Случилось по-другому - и сленг все больше заполоняет русский язык.

В том же Интернете молодые люди отныне не общаются друг с другом, а чатятся или эсэмэсятся. Человек, ведущий себя, как при­нято ныне выражаться, неадекватно, именуется крезанутым, от английского сrаzу, означающего безумие. Словом, абсолютно чуждый русскому уху сленг, в котором русские корни отсутствуют напрочь, перекочевал в повседневную речь молодежи, нагло потеснив слова родного языка. Дошло до того, что иные печатные издания даже публикуют время от времени некие толковники с русского на русский, дабы помочь родителям этой самой молодежи в элементарном по­нимании своих чад.

Быть может, впервые за тысячелетия существования русской нации возникло реальное разделе­ние отцов и детей, но уже не по идейным или нравственным критериям, как об этом рассказал нам И. С. Тургенев, а по причине банального неразу­мения самой речи. Нас почти приучили к тому, что мы не народ, не нация, а электорат, к которому политики в глубине души чаще всего не испытывают и тени респекта .[6]

К слову, в среде политтехнологов принято именовать пресловутый электорат еще и одноразовым народом. И это не случайно, ибо пресловутый электорат - это и в самом деле не народ, а только та его часть, которая голосует на выборах.[6] Причем, как правило, за того, у кого привлекательнее имидж, над созданием которого денно и нощно бьются орды имиджмейкеров. «Не по делам, стало быть, выбирают очередного «слугу народа», а по впечатлению, которое он производит. Причем не сам по себе, а опять же по подсказке специально обученных этому лукавству высоко­оплачиваемых людей, пиарящих что есть мочи такого кандидата с помощью специальных политтехнологий, в которых кроются обман и надувательство.» [1]

Агрессивно впихивая в нашу речь легионы иноязычных заимствований, нам, по сути, методично вбивают в подсознание мысль о том, что наш национальный язык не поспевает за стремительной цивилизацией. Но это не так . Слова А.С.Шишкова , сказанные почти два столетия назад, этому страстно противостоят: «Язык наш превосходен, богат, громок, си­лен, глубокомыслен. Надлежит только познать цену ему, вникнуть в состав и силу слов, и тогда удостоверимся, что не его другие языки, но он их просвещать может».
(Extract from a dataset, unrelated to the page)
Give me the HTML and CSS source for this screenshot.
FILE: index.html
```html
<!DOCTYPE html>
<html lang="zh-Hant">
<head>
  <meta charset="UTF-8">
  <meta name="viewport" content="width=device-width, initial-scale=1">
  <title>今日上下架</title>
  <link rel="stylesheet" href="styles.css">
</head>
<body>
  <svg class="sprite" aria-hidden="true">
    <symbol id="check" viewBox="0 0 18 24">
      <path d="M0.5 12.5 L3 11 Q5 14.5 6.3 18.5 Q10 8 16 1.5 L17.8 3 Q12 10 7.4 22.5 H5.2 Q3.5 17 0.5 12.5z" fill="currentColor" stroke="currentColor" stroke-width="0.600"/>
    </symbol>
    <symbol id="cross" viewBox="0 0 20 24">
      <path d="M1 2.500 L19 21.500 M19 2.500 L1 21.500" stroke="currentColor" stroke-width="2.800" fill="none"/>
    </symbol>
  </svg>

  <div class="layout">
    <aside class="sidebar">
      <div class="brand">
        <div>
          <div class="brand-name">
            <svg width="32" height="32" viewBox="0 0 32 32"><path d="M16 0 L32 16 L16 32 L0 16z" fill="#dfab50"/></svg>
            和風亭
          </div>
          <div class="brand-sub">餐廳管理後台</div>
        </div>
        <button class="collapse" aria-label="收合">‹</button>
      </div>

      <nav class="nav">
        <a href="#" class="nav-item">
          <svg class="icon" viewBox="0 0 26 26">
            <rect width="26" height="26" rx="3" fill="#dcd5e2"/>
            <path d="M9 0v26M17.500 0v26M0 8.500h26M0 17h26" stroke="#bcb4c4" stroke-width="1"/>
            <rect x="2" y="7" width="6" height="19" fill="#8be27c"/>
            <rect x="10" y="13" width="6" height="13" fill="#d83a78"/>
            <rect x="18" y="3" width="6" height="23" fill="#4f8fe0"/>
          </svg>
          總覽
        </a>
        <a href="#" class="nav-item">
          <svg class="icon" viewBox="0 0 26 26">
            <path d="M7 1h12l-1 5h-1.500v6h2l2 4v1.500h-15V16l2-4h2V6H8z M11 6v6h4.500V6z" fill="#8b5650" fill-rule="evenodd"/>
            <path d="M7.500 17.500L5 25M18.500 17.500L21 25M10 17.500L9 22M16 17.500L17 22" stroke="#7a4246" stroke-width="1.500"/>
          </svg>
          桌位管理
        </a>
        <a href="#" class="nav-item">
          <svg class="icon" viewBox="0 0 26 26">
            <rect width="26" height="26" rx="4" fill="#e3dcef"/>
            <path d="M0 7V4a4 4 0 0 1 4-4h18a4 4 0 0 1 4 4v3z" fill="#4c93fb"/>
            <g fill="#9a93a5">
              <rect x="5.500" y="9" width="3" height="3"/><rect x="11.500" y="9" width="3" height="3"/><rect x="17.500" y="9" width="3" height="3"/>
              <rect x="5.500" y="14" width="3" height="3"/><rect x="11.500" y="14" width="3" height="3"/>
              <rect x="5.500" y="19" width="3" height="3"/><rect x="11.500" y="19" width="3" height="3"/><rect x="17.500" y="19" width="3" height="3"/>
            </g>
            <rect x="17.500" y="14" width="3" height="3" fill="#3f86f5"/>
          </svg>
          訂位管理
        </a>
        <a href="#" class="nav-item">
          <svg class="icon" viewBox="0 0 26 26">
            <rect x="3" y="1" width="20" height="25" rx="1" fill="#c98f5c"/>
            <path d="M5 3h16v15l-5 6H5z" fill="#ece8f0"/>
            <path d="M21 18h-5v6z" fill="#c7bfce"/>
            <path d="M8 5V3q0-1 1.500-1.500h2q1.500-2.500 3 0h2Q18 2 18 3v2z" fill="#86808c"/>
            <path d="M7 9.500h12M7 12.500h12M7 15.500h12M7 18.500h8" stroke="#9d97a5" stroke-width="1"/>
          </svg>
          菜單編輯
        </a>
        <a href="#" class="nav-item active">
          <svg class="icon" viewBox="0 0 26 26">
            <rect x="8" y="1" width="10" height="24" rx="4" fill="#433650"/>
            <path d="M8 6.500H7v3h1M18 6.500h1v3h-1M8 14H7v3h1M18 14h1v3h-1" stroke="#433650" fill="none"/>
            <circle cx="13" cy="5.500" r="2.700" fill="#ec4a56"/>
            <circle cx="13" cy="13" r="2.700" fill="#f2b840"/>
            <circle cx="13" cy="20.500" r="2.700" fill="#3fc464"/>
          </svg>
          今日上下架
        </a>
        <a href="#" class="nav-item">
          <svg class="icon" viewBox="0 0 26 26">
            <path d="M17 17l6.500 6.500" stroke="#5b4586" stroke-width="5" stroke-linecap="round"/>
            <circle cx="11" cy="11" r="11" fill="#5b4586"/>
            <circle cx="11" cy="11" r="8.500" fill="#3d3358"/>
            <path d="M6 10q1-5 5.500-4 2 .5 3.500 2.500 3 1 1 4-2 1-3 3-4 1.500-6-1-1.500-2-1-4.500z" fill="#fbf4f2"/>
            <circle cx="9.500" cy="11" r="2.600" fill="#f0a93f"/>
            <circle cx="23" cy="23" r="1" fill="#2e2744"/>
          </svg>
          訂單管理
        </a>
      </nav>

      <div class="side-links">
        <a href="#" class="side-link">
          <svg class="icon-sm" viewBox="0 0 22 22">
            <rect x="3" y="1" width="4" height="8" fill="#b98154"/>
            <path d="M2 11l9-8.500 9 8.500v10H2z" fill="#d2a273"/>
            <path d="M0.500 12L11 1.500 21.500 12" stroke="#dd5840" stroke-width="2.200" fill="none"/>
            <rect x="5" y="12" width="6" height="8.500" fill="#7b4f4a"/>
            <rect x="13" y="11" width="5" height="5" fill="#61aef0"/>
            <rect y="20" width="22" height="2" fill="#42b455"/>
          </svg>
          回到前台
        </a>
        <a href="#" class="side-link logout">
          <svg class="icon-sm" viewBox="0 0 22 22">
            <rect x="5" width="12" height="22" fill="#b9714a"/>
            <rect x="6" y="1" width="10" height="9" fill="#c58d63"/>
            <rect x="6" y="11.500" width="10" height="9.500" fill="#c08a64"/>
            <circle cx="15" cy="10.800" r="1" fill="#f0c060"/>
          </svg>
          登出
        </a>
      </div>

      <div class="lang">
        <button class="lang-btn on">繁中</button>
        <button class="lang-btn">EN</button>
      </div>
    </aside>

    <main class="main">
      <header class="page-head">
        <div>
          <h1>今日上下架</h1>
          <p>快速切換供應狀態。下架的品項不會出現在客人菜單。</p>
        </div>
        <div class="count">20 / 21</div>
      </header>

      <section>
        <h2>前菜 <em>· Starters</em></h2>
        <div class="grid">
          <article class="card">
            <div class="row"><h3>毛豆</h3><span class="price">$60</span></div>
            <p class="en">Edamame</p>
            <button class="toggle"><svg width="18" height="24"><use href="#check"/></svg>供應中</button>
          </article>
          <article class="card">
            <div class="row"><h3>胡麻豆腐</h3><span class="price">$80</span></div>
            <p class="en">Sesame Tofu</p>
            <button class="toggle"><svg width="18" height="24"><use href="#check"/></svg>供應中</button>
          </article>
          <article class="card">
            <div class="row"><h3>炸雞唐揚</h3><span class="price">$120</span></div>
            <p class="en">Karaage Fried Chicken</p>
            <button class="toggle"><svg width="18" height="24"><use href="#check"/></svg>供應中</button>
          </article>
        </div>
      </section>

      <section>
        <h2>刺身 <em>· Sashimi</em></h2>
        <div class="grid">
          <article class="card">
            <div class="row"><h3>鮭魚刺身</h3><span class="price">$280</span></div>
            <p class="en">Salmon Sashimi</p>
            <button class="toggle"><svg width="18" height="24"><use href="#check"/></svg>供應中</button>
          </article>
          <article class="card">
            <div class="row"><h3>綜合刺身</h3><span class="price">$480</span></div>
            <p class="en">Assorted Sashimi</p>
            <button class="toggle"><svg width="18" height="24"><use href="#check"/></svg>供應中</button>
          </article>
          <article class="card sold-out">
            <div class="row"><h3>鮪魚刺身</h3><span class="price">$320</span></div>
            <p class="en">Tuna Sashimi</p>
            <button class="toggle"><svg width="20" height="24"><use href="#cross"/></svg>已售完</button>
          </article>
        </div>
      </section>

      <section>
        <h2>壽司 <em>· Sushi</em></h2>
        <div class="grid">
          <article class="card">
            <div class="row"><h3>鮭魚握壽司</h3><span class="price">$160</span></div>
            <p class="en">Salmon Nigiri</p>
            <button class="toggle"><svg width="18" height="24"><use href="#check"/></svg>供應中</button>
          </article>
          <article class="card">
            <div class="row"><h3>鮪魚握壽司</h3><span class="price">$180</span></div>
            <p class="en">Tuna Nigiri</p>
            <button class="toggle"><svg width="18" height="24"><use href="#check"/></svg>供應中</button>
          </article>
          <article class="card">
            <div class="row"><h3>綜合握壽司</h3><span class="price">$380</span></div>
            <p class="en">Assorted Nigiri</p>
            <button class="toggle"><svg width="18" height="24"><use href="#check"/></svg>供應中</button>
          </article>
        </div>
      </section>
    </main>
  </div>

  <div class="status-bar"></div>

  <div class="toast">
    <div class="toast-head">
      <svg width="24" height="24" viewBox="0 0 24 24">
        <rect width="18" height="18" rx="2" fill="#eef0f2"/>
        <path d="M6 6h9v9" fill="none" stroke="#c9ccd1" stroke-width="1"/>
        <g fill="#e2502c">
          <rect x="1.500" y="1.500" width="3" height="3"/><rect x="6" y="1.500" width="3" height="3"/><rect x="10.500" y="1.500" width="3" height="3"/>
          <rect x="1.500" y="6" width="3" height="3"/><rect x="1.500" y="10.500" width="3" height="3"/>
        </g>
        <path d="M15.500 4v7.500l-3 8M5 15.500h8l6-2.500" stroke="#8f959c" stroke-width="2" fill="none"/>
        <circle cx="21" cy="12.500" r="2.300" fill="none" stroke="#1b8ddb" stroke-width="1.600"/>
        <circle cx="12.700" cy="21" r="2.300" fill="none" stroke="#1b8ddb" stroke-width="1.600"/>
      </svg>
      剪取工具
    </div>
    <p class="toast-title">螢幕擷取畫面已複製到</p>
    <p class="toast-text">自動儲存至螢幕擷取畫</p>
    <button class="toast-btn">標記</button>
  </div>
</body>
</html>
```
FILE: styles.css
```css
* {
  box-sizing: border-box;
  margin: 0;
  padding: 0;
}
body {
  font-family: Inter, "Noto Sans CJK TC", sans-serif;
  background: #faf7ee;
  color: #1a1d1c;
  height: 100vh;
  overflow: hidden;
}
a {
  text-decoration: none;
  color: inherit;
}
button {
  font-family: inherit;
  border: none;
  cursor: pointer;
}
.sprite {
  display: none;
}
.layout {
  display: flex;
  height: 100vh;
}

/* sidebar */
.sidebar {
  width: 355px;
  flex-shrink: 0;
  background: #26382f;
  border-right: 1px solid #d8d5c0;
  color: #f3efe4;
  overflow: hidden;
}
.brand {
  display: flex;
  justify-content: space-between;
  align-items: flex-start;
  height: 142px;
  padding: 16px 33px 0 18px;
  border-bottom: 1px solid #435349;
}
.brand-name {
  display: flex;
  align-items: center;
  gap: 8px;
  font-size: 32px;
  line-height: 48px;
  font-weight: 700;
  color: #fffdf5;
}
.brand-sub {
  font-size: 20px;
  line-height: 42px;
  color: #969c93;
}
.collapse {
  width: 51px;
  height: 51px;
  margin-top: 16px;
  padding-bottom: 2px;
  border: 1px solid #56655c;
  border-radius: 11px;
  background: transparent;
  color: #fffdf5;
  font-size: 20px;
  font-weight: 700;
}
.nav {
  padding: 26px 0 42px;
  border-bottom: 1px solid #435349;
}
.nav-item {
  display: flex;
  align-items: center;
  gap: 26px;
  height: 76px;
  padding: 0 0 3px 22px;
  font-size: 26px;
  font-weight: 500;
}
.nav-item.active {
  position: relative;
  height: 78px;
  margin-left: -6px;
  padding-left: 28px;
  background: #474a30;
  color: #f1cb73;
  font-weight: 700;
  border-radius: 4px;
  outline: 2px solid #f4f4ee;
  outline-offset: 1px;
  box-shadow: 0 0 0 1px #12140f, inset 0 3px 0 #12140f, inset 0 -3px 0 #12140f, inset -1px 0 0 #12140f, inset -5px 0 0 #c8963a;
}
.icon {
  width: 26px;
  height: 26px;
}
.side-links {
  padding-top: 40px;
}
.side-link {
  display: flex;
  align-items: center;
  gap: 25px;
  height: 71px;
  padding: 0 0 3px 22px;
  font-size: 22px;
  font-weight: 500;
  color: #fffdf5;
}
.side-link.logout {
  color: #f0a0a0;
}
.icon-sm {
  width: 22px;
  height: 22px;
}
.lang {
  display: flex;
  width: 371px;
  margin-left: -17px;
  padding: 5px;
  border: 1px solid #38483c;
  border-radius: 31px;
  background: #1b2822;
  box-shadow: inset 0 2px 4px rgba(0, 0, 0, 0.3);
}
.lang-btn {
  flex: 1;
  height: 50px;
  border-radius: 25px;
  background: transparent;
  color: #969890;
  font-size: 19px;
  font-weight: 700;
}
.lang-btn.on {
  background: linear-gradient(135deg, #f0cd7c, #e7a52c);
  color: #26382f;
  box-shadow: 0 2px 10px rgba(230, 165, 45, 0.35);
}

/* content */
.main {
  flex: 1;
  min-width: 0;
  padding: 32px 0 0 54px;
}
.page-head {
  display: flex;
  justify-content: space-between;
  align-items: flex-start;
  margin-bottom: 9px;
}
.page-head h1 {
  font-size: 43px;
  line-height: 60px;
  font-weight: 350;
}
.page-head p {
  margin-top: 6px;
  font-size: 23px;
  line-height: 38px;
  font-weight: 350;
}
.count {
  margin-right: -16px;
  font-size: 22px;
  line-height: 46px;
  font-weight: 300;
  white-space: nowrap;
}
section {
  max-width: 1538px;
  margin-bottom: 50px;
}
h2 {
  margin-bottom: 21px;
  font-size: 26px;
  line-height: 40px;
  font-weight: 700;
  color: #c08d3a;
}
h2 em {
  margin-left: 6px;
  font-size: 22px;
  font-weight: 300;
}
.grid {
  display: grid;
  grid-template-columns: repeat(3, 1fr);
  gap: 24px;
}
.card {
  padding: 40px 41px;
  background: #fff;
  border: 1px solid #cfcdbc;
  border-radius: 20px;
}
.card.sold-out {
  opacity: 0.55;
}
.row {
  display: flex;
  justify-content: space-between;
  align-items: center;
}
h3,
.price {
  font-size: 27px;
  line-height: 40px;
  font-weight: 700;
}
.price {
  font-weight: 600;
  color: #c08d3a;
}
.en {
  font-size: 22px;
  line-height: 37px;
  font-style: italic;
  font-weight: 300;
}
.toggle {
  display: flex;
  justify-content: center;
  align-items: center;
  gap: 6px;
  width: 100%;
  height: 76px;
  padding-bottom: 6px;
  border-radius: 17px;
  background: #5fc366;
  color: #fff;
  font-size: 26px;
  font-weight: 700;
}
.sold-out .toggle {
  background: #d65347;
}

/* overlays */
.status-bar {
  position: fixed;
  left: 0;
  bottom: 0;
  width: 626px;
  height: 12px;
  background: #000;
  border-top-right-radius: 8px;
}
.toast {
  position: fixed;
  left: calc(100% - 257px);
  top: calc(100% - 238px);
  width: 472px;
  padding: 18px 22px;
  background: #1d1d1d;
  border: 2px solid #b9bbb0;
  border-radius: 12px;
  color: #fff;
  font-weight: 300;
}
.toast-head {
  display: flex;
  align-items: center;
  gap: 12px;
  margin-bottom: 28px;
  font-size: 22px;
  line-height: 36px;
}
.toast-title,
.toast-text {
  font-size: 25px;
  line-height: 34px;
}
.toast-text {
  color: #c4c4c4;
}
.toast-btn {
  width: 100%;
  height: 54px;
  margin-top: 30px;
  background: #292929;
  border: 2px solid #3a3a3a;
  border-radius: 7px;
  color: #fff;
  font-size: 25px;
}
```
То, что вызывает недоумение

Один факт меня просто поразил, оказывается, такие качества, как застенчивость и целомудрие, могут относится не только к человеку, но и к языку, каковым и является язык русский. В нем попросту нет слов, обозначающих близость мужчины и женщины.

Досадно слышать, когда молодые люди сводят всю головокружительную гамму чувств друг к другу к донельзя опостылевшему заокеанскому понятию сексуальности, по­хоже, напрочь позабыв такие хорошие русские слова, как желанный, желанная. Слово это, откровенно говоря, как-то режет слух ставшего привычным, в особен­ности в молодежной среде, выражения «заниматься любо­вью», то оно, мягко говоря, граничит с некоей неполноцен­ностью.[1]

Почему? Подумайте сами, любовь, как известно, чувство. А «за­ниматься» чувствами - ну никак нельзя. Ими можно быть возвышаемыми, охваченными, обуреваемыми, подавленны­ми...[1] Но «заниматься»?! Это равносильно тому, чтобы, к примеру, «заниматься ненавистью». Представьте себе та­кой монолог: «Хочу до обеда позаниматься ненавистью, а после него планирую заняться жалостью. Ну, и перед сном, напоследок, позанимаюсь, так и быть, с полчасика не­доумением -и на бочок!»

К слову, Священное Писание далеко от ханжества. Но как же воистину достойно человека, а значит божественно, названа здесь физическая близость. Только вслушайтесь: познал жену! Искусство, а не «занятие».

Современные пиарщики от рекламы посягают не только на русский язык - они специализируются на иезуитской манипуляции нашим сознанием, ведут войну с высокими понятиями, намеренно принижая, опошляя их, подменяя высокое - низким, великое - ничтожным. Что такое «незем­ное блаженство»? Оказывается, всего лишь удовольствие от съеденной шоколадки!

Очередной ролик предлагает еще одно «блаженство» -«для умножадных», где слово высокое и слово низкое по смыслу насильственно сплетены в уродливого монстра. Заметьте, даже правила русского языка для этой манипуляции нарушили, написав не так, как положено по законам грамматики: «умно-жадных», а создав новое словечко-кентавр: «умножадных». Слова-уроды, слова-кентавры, слова-змеи, испускающие свой убийственный яд в сердцевину языка…[7]

А взять утверждение: «Из­менить любимому кофе то же, что изменить любимому мужчине!», где смертный грех уравновешен с мимолет­ным вкусовым ощущением.